After the first and second readings, there was a passion narrative according to the gospel of Luke 22: 14 – 23:56. The narrative was taken by three deacons: one playing the role of Jesus, the other, the narrator, and the last, playingthe role of the people. In the end, Fr Igboanugo, again, gave another homily. He anchored his homily on Christ’s suffering. Quoting from the Igbo Penny Catechism, he identified some aspects of the sufferings of Jesus Christ as indicated in the Catechism, namely, mental agony of Christ, sweating of blood in the garden of Gethsemane, the pain of Peter’s betrayals, the flagellations, the cruelty of his tormentors, the mocking, the loss of great quantity of blood. In spite of the above, he said, Jesus did not pray against his executioners, but prayed rather for their forgiveness. Against this backdrop, Fr Igboanugo examined the Christian understanding of suffering in the modern times. Some Christians’ attitudes towards suffering, he wondered, seem to suggest that many now desire a cross-less Christianity as against the ideal Christianity which is a religion of the Cross. Unfortunately for them, there is no genuine Christianity without the Cross. The Cross, he went further to explain, is a condition sine qua non for being a Christian, for Christ was emphatic when he said: if you want to be my disciple, take up your cross and follow me (Luke 9: 23). Refuting the popular claim of Prosperity-Gospel-Preachers who insist that Christ’s suffering has taken care of ours, he explained, that Christ suffered not that we may no longer suffer but that our sufferings may be like his. Jesus may have probably allowed Simeon of Cyrene to carry his cross to demonstrate that his cross alone is not enough for one’s salvation. Human co-operation is required. Suffering, in Christian understanding, becomes, therefore, a participation in the suffering of Christ; for anyone who suffers with Christ on a Good Friday wouldsurely rejoice with Him on Easter Sunday.   

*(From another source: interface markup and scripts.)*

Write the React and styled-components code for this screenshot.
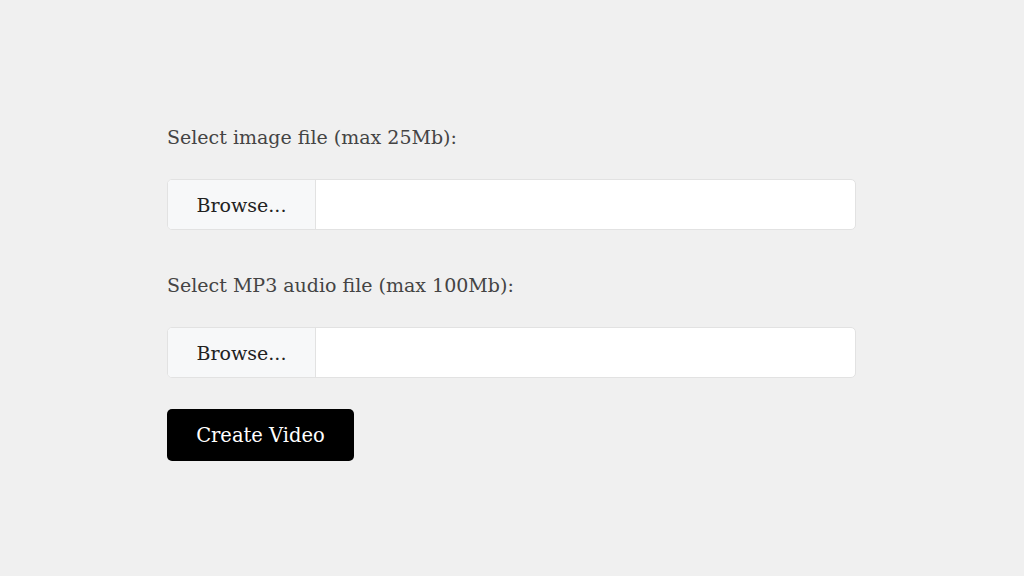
import React from "react";
import styled, { createGlobalStyle } from "styled-components";

const Global = createGlobalStyle`
  html, body { margin: 0; padding: 0; background: #f0f0f0; }
  body { font-family: "DejaVu Serif", "Liberation Serif", serif; }
`;

const Page = styled.div`
  width: 1024px;
  height: 576px;
  box-sizing: border-box;
  padding: 122px 0 0 167px;
`;

const Form = styled.form`
  width: 689px;
  display: flex;
  flex-direction: column;
`;

const Label = styled.label`
  display: block;
  font-size: 19px;
  line-height: 30px;
  color: #444;
  margin: ${(p) => p.$top || 0}px 0 27px;
`;

const FileGroup = styled.div`
  display: flex;
  height: 51px;
  box-sizing: border-box;
  border: 1px solid #e2e2e2;
  border-radius: 5px;
  background: #fff;
  overflow: hidden;
`;

const BrowseBtn = styled.span`
  width: 147px;
  flex: none;
  display: flex;
  align-items: center;
  justify-content: center;
  background: #f7f8f9;
  border-right: 1px solid #e2e2e2;
  font-size: 19px;
  color: #222;
`;

const FileName = styled.span`
  flex: 1;
`;

const Submit = styled.button`
  align-self: flex-start;
  margin-top: 31px;
  width: 187px;
  height: 52px;
  border: none;
  border-radius: 5px;
  background: #000;
  color: #fff;
  font-family: inherit;
  font-size: 19.5px;
  padding: 0;
`;

function FileInput() {
  return (
    <FileGroup>
      <BrowseBtn>Browse...</BrowseBtn>
      <FileName />
    </FileGroup>
  );
}

export default function App() {
  return (
    <>
      <Global />
      <Page>
        <Form onSubmit={(e) => e.preventDefault()}>
          <Label>Select image file (max 25Mb):</Label>
          <FileInput />
          <Label $top={40}>Select MP3 audio file (max 100Mb):</Label>
          <FileInput />
          <Submit type="submit">Create Video</Submit>
        </Form>
      </Page>
    </>
  );
}
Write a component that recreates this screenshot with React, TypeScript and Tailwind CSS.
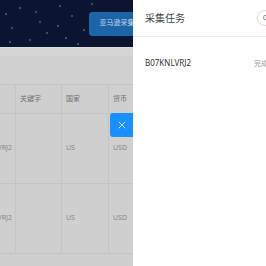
import { X } from "lucide-react";

const stars = [
  [60, 6], [72, 16], [40, 22], [47, 33], [12, 28], [92, 4], [30, 40], [58, 26], [6, 14], [20, 8], [84, 30], [66, 38], [36, 12], [10, 42], [78, 44],
];

const rows = ["B07KNLVRJ2", "B07KNLVRJ2"];

export default function App() {
  return (
    <div
      className="flex h-[266px] w-[266px] overflow-hidden bg-white"
      style={{ fontFamily: '"Noto Sans", "Noto Sans CJK SC", sans-serif' }}
    >
      {/* dimmed page */}
      <div className="relative flex w-[133px] shrink-0 flex-col overflow-hidden bg-[#cfcfcf]">
        <div className="relative flex h-[47px] shrink-0 items-center justify-end bg-[#0b1431]">
          <svg className="absolute inset-0" width="133" height="47">
            {stars.map(([x, y], i) => (
              <circle key={i} cx={x} cy={y} r="0.7" fill="#9aa6c4" />
            ))}
          </svg>
          <div className="relative -mr-[12px] flex h-[24px] w-[56px] items-center justify-center rounded-[3px] bg-[#1c64a8] text-[7px] whitespace-nowrap text-[#c9d8ea]">
            亚马逊采集
          </div>
        </div>
        <div className="h-[9px] shrink-0 border-t border-[#dedede] bg-[#d6d6d6]" />
        <div className="h-[29px] shrink-0 border-b border-[#c4c4c4] bg-[#d0d0d0]" />
        <div className="grid grid-cols-[16px_46px_47px_1fr] text-[7px] text-[#6f6f6f]">
          <div className="h-[29px] border-r border-b border-[#c4c4c4]" />
          <div className="flex h-[29px] items-center border-r border-b border-[#c4c4c4] pl-[4px]">关键字</div>
          <div className="flex h-[29px] items-center border-r border-b border-[#c4c4c4] pl-[4px]">国家</div>
          <div className="flex h-[29px] items-center border-b border-[#c4c4c4] pl-[4px]">货币</div>
          {rows.map((r, i) => (
            <div key={i} className="contents">
              <div className="flex h-[70px] items-center justify-end overflow-hidden border-r border-b border-[#c4c4c4] pr-[3px] text-[#888]">
                <span className="whitespace-nowrap">{r}</span>
              </div>
              <div className="h-[70px] border-r border-b border-[#c4c4c4]" />
              <div className="flex h-[70px] items-center border-r border-b border-[#c4c4c4] pl-[4px] text-[#888]">US</div>
              <div className="flex h-[70px] items-center border-b border-[#c4c4c4] pl-[4px] text-[#888]">USD</div>
            </div>
          ))}
        </div>
        <button className="absolute top-[113px] right-0 flex h-[24px] w-[23px] items-center justify-center rounded-l-[3px] bg-[#1890ff] text-white">
          <X size={12} strokeWidth={1.6} />
        </button>
      </div>

      {/* drawer */}
      <div className="flex flex-1 flex-col bg-white">
        <div className="flex h-[37px] shrink-0 items-center justify-between border-b border-[#ececec] pl-[12px]">
          <span className="text-[10px] text-[#444]">采集任务</span>
          <div className="-mr-[7px] flex h-[16px] w-[16px] items-center justify-center rounded-full border border-[#d9d9d9] text-[7px] text-[#666]">
            C
          </div>
        </div>
        <div className="flex items-center justify-between pt-[19px] pl-[12px]">
          <span className="text-[8px] text-[#333]">B07KNLVRJ2</span>
          <span className="-mr-[2px] pt-[3px] text-[7px] whitespace-nowrap text-[#999]">完成</span>
        </div>
      </div>
    </div>
  );
}
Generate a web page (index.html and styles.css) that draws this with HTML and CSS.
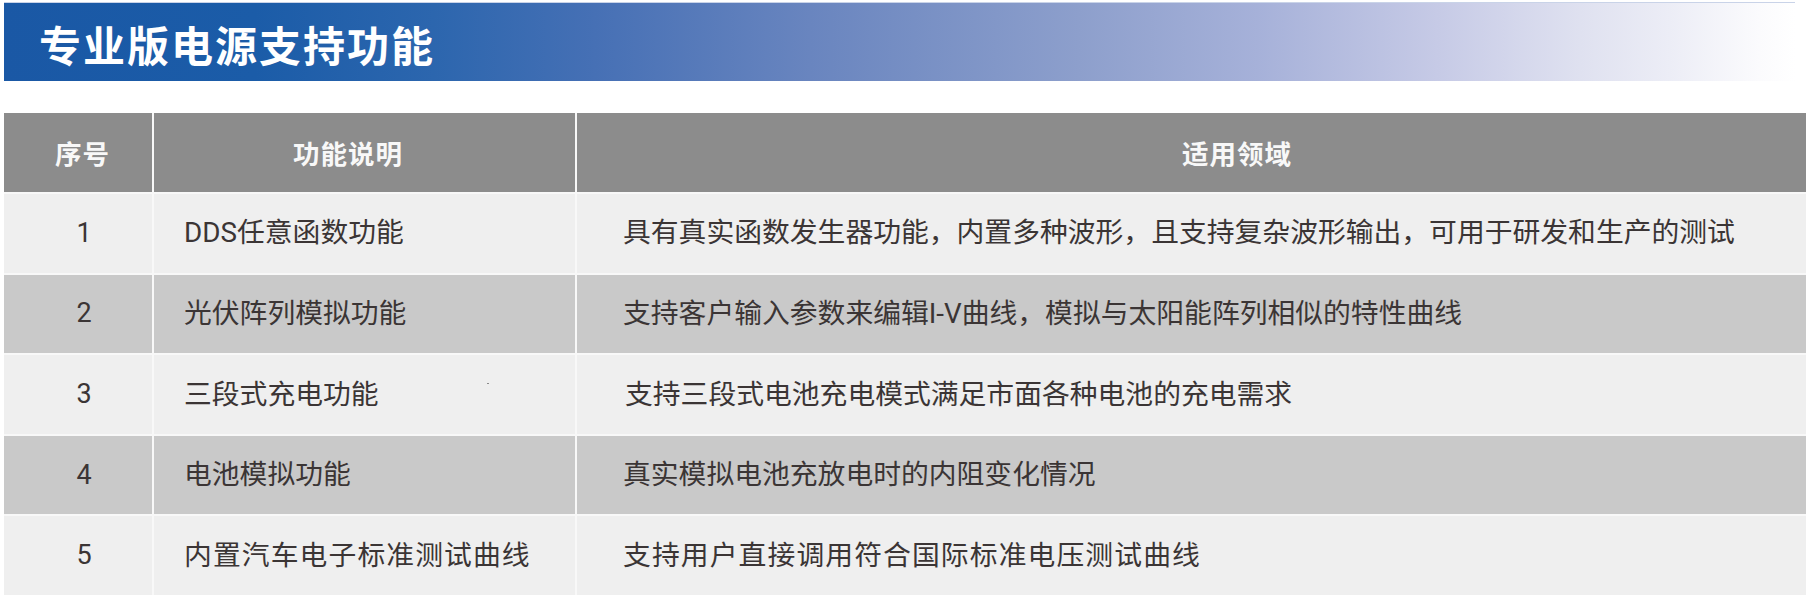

The rest of the liturgical events were solemnly marked. The musical instruments were used with moderation. Because of the quietude that should characterize the Holy Week, there were no traditional birthday songs rendered in honour of seminarians whose birth dates fell on that Sunday (as is customary in Bigard after the Post Communion Prayers). Upon dismal,the liturgical ministers proceeded back to the sacristy in quiet.